On this Independence Day, the Westport/Weston Clergy Association says:
In recent weeks many of us have come to a greater understanding of the constant, oppressive, life-threatening, structural racism endured by those among us who are black and brown.
Many of our ancestors endured a history of injustice and murder. Our black and brown siblings continue to face injustice and murder on a daily basis. Many of us thought we knew and understood. We have come to realize that we have so much more to understand, particularly those among us who have benefited from a system that favors whiteness.
In 1964 Rev. Dr. Martin Luther King, Jr. visited Westport at the invitation of Rabbi Byron T. Rubenstein. In his address at Temple Israel he said, “One of the great liabilities of life is that all too many people find themselves living amid a great period of social change, and yet they fail to develop the new attitudes… that the new situation demands. They end up sleeping through a revolution.”
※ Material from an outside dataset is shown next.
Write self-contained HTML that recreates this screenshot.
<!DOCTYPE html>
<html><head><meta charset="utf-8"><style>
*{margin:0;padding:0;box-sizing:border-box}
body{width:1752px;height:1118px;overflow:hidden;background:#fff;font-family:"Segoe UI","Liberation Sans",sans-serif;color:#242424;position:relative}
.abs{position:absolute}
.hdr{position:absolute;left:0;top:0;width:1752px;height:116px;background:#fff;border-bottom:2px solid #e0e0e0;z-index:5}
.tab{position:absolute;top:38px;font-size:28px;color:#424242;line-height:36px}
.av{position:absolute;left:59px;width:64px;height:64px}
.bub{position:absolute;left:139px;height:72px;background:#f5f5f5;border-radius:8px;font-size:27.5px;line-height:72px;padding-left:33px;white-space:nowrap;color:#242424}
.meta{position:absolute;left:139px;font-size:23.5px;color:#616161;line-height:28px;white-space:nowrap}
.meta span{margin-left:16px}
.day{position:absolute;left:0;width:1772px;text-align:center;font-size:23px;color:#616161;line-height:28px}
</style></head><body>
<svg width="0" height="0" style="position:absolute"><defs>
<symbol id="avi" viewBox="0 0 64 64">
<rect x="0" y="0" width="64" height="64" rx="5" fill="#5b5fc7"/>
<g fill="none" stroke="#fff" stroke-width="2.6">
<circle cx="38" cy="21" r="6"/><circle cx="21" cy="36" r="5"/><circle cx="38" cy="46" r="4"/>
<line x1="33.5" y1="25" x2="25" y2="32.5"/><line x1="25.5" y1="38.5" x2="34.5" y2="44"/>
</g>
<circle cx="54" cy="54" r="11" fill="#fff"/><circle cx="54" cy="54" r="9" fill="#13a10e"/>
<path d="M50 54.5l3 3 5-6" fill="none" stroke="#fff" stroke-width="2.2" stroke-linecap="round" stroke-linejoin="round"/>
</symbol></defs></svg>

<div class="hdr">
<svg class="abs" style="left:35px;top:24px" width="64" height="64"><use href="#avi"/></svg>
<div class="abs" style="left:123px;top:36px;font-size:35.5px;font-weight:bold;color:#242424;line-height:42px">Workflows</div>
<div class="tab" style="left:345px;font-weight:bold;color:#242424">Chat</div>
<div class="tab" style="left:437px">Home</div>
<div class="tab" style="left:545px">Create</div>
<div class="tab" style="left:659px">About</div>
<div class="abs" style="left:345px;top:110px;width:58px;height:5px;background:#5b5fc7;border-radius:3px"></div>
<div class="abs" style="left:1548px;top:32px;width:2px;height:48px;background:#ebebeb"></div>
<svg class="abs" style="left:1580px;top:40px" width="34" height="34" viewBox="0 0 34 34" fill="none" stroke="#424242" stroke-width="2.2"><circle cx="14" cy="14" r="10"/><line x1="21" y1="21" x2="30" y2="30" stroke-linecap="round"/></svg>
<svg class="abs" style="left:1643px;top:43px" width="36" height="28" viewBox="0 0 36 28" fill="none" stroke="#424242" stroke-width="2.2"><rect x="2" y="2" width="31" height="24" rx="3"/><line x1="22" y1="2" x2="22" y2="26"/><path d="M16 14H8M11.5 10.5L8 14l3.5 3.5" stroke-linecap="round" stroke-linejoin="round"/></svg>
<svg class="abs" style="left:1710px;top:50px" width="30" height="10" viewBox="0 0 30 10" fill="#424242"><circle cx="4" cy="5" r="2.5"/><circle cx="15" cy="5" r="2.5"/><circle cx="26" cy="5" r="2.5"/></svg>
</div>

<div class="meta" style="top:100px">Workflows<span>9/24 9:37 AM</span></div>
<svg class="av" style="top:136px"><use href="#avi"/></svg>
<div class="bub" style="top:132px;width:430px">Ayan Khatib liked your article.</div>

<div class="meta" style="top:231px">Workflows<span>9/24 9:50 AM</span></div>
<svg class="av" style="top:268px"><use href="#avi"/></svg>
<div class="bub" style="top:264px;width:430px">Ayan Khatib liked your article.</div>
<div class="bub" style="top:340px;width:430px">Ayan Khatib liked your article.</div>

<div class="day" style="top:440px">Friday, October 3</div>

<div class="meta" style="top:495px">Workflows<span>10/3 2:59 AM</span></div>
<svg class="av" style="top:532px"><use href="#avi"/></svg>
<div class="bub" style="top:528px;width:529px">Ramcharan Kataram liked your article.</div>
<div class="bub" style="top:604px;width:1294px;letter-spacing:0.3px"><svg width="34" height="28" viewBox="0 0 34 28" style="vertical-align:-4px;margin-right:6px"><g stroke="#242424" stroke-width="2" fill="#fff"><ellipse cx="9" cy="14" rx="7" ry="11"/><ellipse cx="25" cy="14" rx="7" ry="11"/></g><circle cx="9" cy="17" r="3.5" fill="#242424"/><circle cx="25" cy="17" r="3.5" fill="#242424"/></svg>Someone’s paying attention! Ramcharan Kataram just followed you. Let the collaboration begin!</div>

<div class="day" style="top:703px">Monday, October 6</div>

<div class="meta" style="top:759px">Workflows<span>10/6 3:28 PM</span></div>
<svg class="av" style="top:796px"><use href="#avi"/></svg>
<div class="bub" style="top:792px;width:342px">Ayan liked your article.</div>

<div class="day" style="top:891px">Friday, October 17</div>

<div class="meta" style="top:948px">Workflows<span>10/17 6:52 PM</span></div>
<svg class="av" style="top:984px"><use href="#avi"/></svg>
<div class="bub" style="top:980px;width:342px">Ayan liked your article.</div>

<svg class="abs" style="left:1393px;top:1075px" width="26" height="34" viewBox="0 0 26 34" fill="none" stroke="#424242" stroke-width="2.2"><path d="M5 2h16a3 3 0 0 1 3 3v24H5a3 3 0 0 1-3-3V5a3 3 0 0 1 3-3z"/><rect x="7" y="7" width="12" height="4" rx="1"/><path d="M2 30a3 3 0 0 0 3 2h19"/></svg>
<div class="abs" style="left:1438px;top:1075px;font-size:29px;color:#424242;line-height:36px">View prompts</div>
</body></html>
Let us not sleep through this revolution.
Let us learn to oppose racism and bigotry with all our hearts, all our souls, all our might.
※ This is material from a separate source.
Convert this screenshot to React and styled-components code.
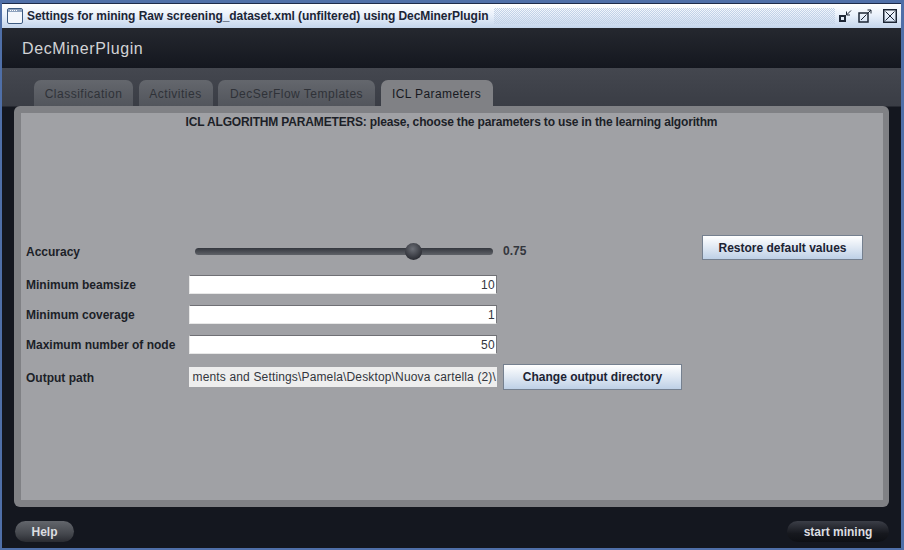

Let us become anti-racists, actively dismantling structures of inequality and injustice.
Let us one day look our children in the eye and tell them honestly that we did our part to create a world more righteous than the one we inherited.
Let each of our congregations commit to action, so that black people will no longer be, in the words of Rev. Dr. Bernard Wilson of Norfield Congregational Church in Weston, “treated as second-class citizens in the nation of our birth.”
It is not up to us to complete the work of repairing the world. But neither can we absent ourselves from it.